* **Stored data**:
#####

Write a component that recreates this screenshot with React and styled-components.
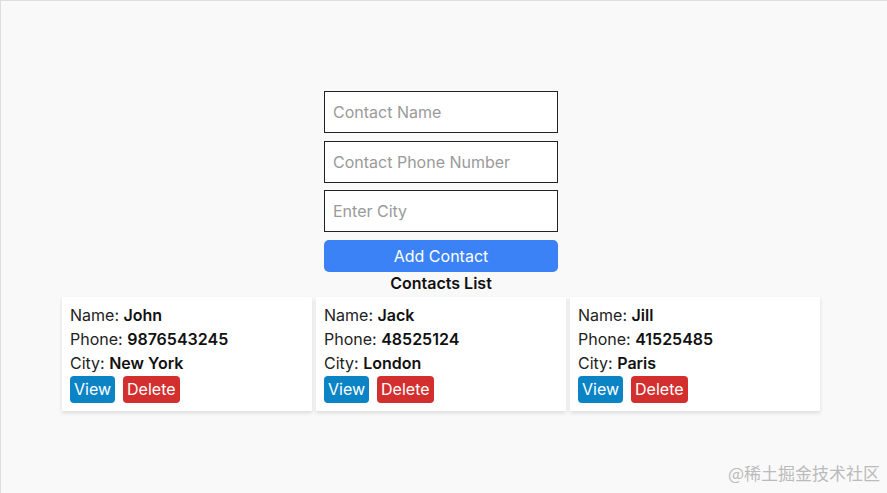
import styled, { createGlobalStyle } from "styled-components";

const GlobalStyle = createGlobalStyle`
  html, body {
    margin: 0;
    padding: 0;
    background: #f9f9f9;
  }
  body {
    font-family: Inter, "Noto Sans", sans-serif;
  }
`;

const Page = styled.div`
  box-sizing: border-box;
  width: 887px;
  height: 493px;
  border-top: 1px solid #dedede;
  border-left: 1px solid #dedede;
  position: relative;
  display: flex;
  flex-direction: column;
  align-items: center;
  padding-top: 90px;
`;

const Form = styled.form`
  display: flex;
  flex-direction: column;
  gap: 7.5px;
  width: 234px;
  margin-left: -6px;
`;

const Input = styled.input`
  box-sizing: border-box;
  height: 42px;
  border: 1px solid #222;
  background: #fff;
  padding: 0 8px;
  font-family: Inter, sans-serif;
  font-size: 16px;
  color: #222;
  outline: none;
  &::placeholder {
    color: #9a9a9a;
  }
`;

const AddButton = styled.button`
  height: 32px;
  border: none;
  border-radius: 5px;
  background: #3b82f6;
  color: #fff;
  font-family: Inter, sans-serif;
  font-size: 16px;
`;

const Heading = styled.h2`
  margin: 1px 0 4px;
  font-size: 16px;
  font-weight: 600;
  color: #111;
  line-height: 20px;
  margin-left: -6px;
`;

const CardRow = styled.div`
  display: flex;
  gap: 4px;
  margin-left: -6px;
`;

const Card = styled.div`
  box-sizing: border-box;
  width: 250px;
  height: 114px;
  background: #fff;
  padding: 6px 8px;
  box-shadow: 0 2px 4px rgba(0, 0, 0, 0.12);
  font-size: 16px;
  color: #222;
`;

const Line = styled.div`
  line-height: 24px;
  b {
    font-weight: 600;
    color: #111;
  }
`;

const Actions = styled.div`
  display: flex;
  gap: 8px;
  margin-top: 1px;
`;

const ActionButton = styled.button`
  height: 27px;
  padding: 0 4px;
  border: none;
  border-radius: 4px;
  background: ${(p) => (p.$danger ? "#d32f2f" : "#0b84c6")};
  color: #fff;
  font-family: Inter, sans-serif;
  font-size: 16px;
`;

const Watermark = styled.div`
  position: absolute;
  right: 7px;
  bottom: 8px;
  font-family: "Noto Sans CJK SC", sans-serif;
  font-size: 17px;
  color: #bbbbbb;
`;

const contacts = [
  { name: "John", phone: "9876543245", city: "New York" },
  { name: "Jack", phone: "48525124", city: "London" },
  { name: "Jill", phone: "41525485", city: "Paris" },
];

export default function App() {
  return (
    <>
      <GlobalStyle />
      <Page>
        <Form onSubmit={(e) => e.preventDefault()}>
          <Input placeholder="Contact Name" />
          <Input placeholder="Contact Phone Number" />
          <Input placeholder="Enter City" />
          <AddButton type="submit">Add Contact</AddButton>
        </Form>
        <Heading>Contacts List</Heading>
        <CardRow>
          {contacts.map((c) => (
            <Card key={c.name}>
              <Line>Name: <b>{c.name}</b></Line>
              <Line>Phone: <b>{c.phone}</b></Line>
              <Line>City: <b>{c.city}</b></Line>
              <Actions>
                <ActionButton>View</ActionButton>
                <ActionButton $danger>Delete</ActionButton>
              </Actions>
            </Card>
          ))}
        </CardRow>
        <Watermark>@稀土掘金技术社区</Watermark>
      </Page>
    </>
  );
}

#####

* **Given problem**:
Copy each line in full and exactly, omitting any picture.

* **Answer to this problem**:
Write a component that recreates this screenshot with React and styled-components.
import styled, { createGlobalStyle } from "styled-components";

const GlobalStyle = createGlobalStyle`
  html, body {
    margin: 0;
    padding: 0;
    background: #f9f9f9;
  }
  body {
    font-family: Inter, "Noto Sans", sans-serif;
  }
`;

const Page = styled.div`
  box-sizing: border-box;
  width: 887px;
  height: 493px;
  border-top: 1px solid #dedede;
  border-left: 1px solid #dedede;
  position: relative;
  display: flex;
  flex-direction: column;
  align-items: center;
  padding-top: 90px;
`;

const Form = styled.form`
  display: flex;
  flex-direction: column;
  gap: 7.5px;
  width: 234px;
  margin-left: -6px;
`;

const Input = styled.input`
  box-sizing: border-box;
  height: 42px;
  border: 1px solid #222;
  background: #fff;
  padding: 0 8px;
  font-family: Inter, sans-serif;
  font-size: 16px;
  color: #222;
  outline: none;
  &::placeholder {
    color: #9a9a9a;
  }
`;

const AddButton = styled.button`
  height: 32px;
  border: none;
  border-radius: 5px;
  background: #3b82f6;
  color: #fff;
  font-family: Inter, sans-serif;
  font-size: 16px;
`;

const Heading = styled.h2`
  margin: 1px 0 4px;
  font-size: 16px;
  font-weight: 600;
  color: #111;
  line-height: 20px;
  margin-left: -6px;
`;

const CardRow = styled.div`
  display: flex;
  gap: 4px;
  margin-left: -6px;
`;

const Card = styled.div`
  box-sizing: border-box;
  width: 250px;
  height: 114px;
  background: #fff;
  padding: 6px 8px;
  box-shadow: 0 2px 4px rgba(0, 0, 0, 0.12);
  font-size: 16px;
  color: #222;
`;

const Line = styled.div`
  line-height: 24px;
  b {
    font-weight: 600;
    color: #111;
  }
`;

const Actions = styled.div`
  display: flex;
  gap: 8px;
  margin-top: 1px;
`;

const ActionButton = styled.button`
  height: 27px;
  padding: 0 4px;
  border: none;
  border-radius: 4px;
  background: ${(p) => (p.$danger ? "#d32f2f" : "#0b84c6")};
  color: #fff;
  font-family: Inter, sans-serif;
  font-size: 16px;
`;

const Watermark = styled.div`
  position: absolute;
  right: 7px;
  bottom: 8px;
  font-family: "Noto Sans CJK SC", sans-serif;
  font-size: 17px;
  color: #bbbbbb;
`;

const contacts = [
  { name: "John", phone: "9876543245", city: "New York" },
  { name: "Jack", phone: "48525124", city: "London" },
  { name: "Jill", phone: "41525485", city: "Paris" },
];

export default function App() {
  return (
    <>
      <GlobalStyle />
      <Page>
        <Form onSubmit={(e) => e.preventDefault()}>
          <Input placeholder="Contact Name" />
          <Input placeholder="Contact Phone Number" />
          <Input placeholder="Enter City" />
          <AddButton type="submit">Add Contact</AddButton>
        </Form>
        <Heading>Contacts List</Heading>
        <CardRow>
          {contacts.map((c) => (
            <Card key={c.name}>
              <Line>Name: <b>{c.name}</b></Line>
              <Line>Phone: <b>{c.phone}</b></Line>
              <Line>City: <b>{c.city}</b></Line>
              <Actions>
                <ActionButton>View</ActionButton>
                <ActionButton $danger>Delete</ActionButton>
              </Actions>
            </Card>
          ))}
        </CardRow>
        <Watermark>@稀土掘金技术社区</Watermark>
      </Page>
    </>
  );
}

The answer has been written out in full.